STATED GOAL >> Leave the pictures out and quote only the lines from the one with "Recreate this image" down to the end of the listing below.
━━━━
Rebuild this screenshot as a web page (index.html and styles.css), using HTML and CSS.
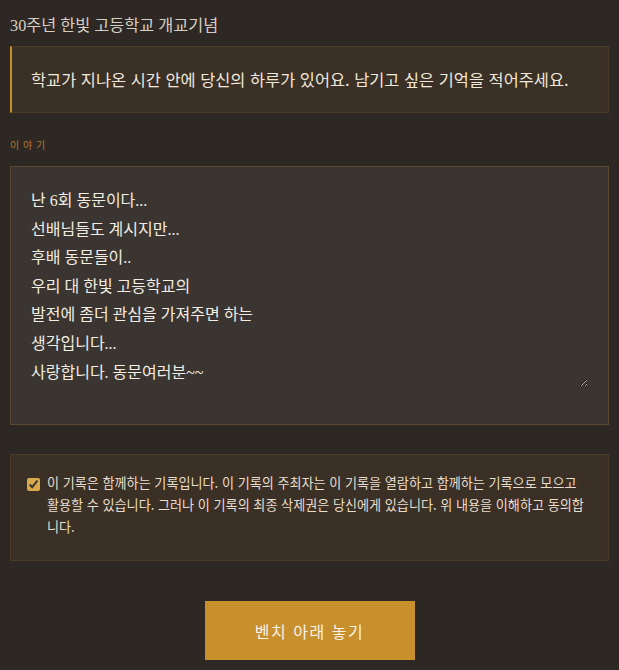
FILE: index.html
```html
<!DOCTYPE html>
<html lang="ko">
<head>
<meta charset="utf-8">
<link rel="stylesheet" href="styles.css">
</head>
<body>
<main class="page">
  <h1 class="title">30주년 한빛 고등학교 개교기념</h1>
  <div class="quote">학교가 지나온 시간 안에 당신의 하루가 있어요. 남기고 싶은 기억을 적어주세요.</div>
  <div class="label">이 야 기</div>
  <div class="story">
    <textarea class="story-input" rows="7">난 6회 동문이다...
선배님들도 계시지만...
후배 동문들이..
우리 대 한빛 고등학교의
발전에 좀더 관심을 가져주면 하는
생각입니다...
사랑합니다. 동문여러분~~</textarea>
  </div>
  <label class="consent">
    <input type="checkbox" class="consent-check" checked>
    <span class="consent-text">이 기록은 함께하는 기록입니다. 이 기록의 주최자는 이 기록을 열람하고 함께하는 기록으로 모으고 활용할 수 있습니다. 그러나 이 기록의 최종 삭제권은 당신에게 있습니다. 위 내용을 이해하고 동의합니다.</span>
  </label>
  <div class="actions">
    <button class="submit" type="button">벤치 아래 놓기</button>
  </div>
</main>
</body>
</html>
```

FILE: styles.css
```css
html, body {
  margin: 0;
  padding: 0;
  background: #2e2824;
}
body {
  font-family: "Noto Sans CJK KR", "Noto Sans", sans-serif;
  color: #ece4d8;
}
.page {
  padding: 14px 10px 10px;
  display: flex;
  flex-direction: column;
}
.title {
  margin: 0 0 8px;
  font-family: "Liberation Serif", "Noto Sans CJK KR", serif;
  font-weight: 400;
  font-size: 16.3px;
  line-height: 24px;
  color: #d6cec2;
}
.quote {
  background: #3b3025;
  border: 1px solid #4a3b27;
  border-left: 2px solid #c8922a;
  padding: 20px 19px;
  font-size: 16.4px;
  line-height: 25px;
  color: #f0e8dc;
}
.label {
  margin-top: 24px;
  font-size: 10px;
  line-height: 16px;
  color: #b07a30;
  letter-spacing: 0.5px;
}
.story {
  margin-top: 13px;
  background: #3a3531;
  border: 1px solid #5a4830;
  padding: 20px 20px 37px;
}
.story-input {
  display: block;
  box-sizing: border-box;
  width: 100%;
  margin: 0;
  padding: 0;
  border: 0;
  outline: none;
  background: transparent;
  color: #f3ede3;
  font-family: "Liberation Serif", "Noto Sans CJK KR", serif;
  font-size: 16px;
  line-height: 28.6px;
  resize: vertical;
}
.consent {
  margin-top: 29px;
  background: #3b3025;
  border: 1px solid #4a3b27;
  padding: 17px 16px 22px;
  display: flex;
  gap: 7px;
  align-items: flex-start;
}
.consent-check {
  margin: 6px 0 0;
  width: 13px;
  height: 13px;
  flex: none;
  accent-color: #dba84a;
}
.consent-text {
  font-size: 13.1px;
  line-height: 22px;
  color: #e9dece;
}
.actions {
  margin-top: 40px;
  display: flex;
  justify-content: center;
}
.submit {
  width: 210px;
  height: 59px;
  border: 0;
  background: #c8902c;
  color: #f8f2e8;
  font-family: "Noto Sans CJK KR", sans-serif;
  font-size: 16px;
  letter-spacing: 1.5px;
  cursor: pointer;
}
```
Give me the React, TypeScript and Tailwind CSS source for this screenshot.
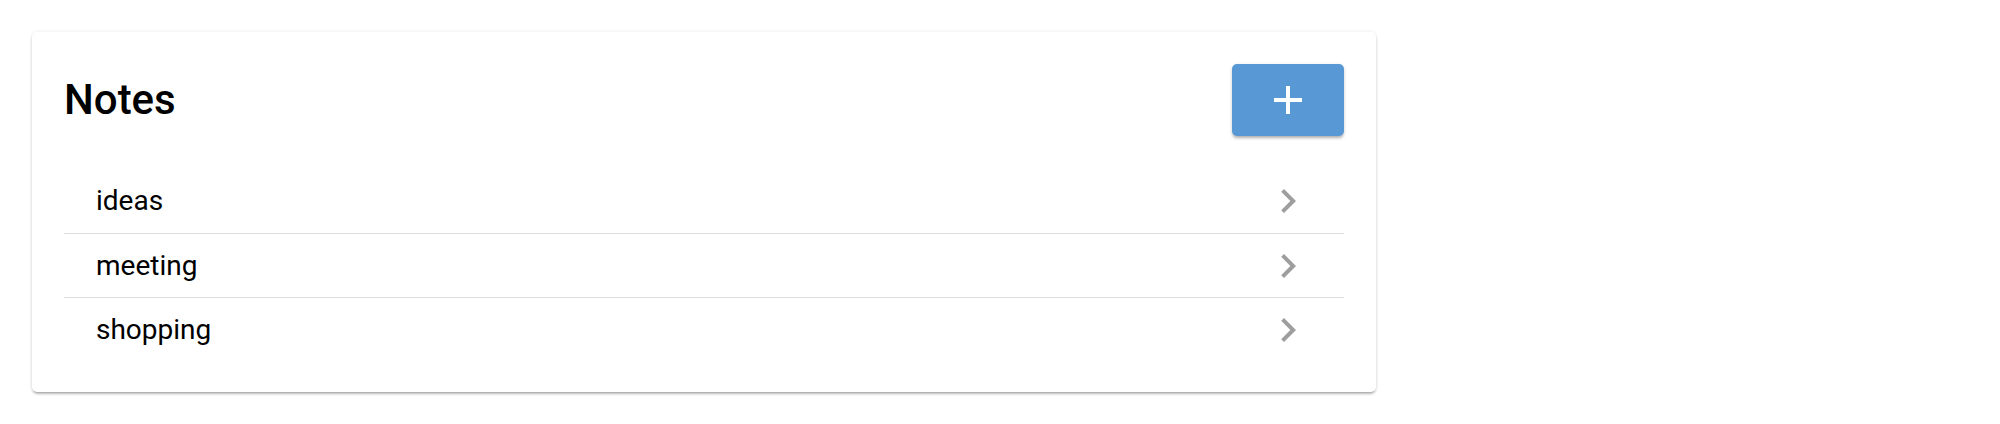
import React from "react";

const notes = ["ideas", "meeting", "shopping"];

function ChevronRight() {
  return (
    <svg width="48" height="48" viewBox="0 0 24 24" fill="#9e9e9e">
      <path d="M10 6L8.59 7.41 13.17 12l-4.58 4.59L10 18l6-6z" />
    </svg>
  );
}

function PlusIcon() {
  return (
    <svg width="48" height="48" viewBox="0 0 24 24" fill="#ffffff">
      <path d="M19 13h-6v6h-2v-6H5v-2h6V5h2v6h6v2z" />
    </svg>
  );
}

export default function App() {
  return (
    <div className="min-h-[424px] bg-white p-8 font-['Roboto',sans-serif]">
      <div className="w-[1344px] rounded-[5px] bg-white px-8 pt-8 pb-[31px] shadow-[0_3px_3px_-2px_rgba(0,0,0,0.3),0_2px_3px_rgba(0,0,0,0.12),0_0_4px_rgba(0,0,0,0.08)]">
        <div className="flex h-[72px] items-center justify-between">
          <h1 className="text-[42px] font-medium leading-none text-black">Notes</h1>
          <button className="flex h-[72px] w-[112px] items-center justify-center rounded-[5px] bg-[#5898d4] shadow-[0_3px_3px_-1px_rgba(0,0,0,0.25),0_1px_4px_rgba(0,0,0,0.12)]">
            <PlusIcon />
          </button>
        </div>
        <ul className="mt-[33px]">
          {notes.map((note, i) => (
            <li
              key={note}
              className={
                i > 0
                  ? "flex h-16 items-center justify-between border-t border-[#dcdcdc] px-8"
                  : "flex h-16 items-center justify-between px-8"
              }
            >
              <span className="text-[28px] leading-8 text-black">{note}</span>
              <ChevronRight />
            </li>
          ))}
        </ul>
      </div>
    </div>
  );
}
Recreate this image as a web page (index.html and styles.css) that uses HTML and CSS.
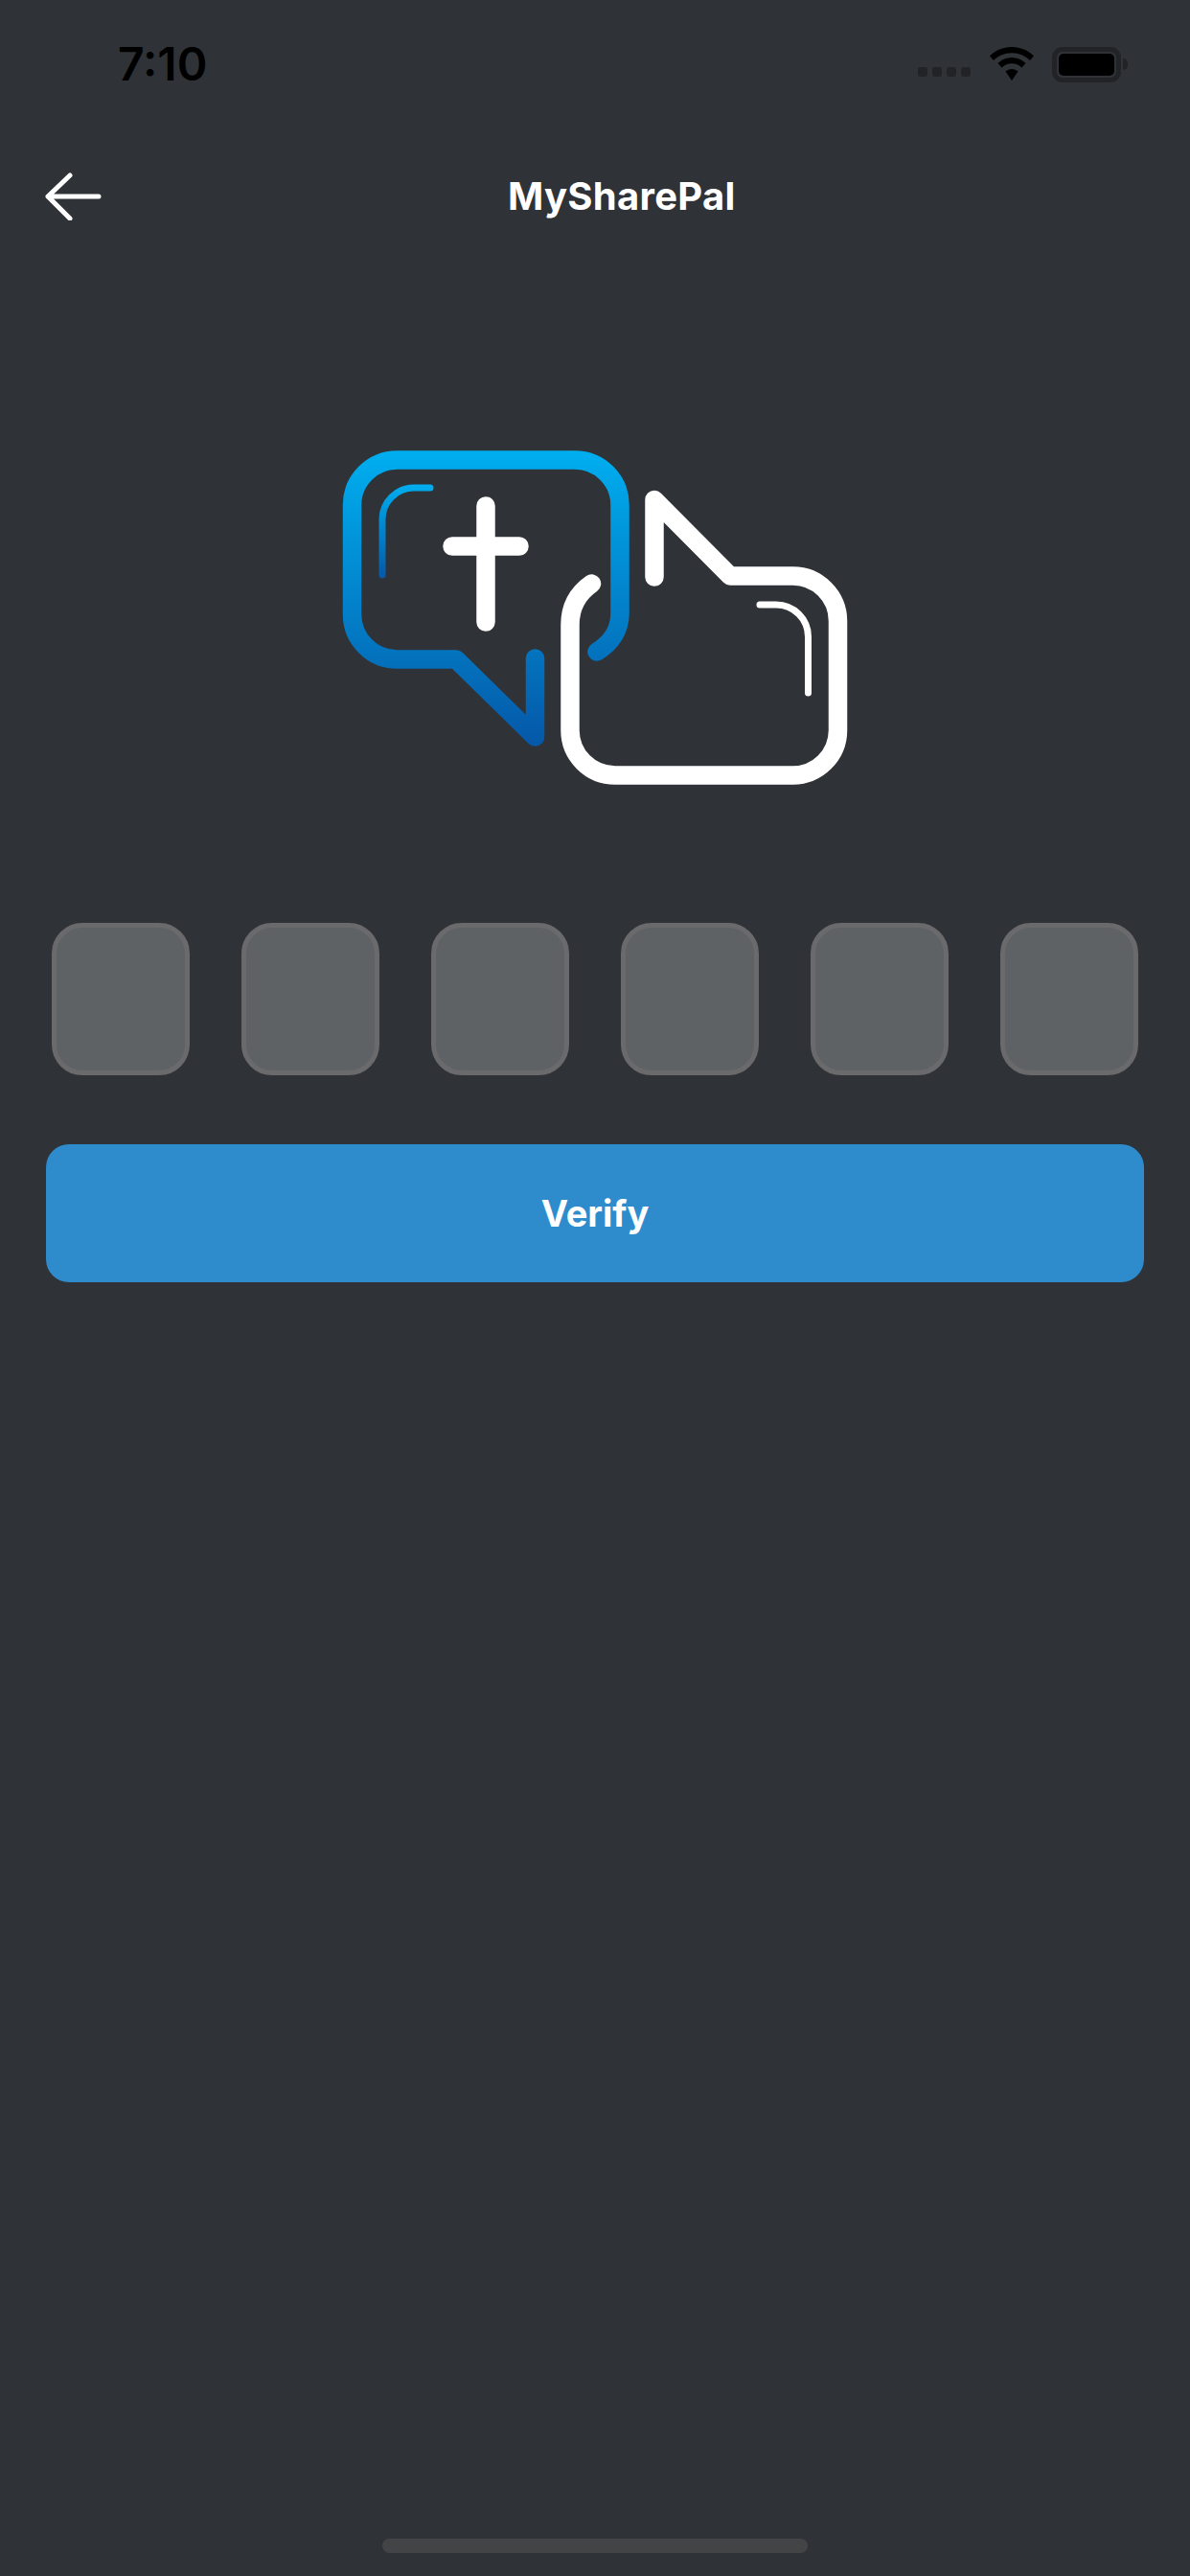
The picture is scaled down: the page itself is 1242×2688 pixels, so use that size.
━━━━
WRITTEN RESPONSE >>
Recreate this image as a web page (index.html and styles.css) that uses HTML and CSS.
The picture is scaled down: the page itself is 1242×2688 pixels, so use that size.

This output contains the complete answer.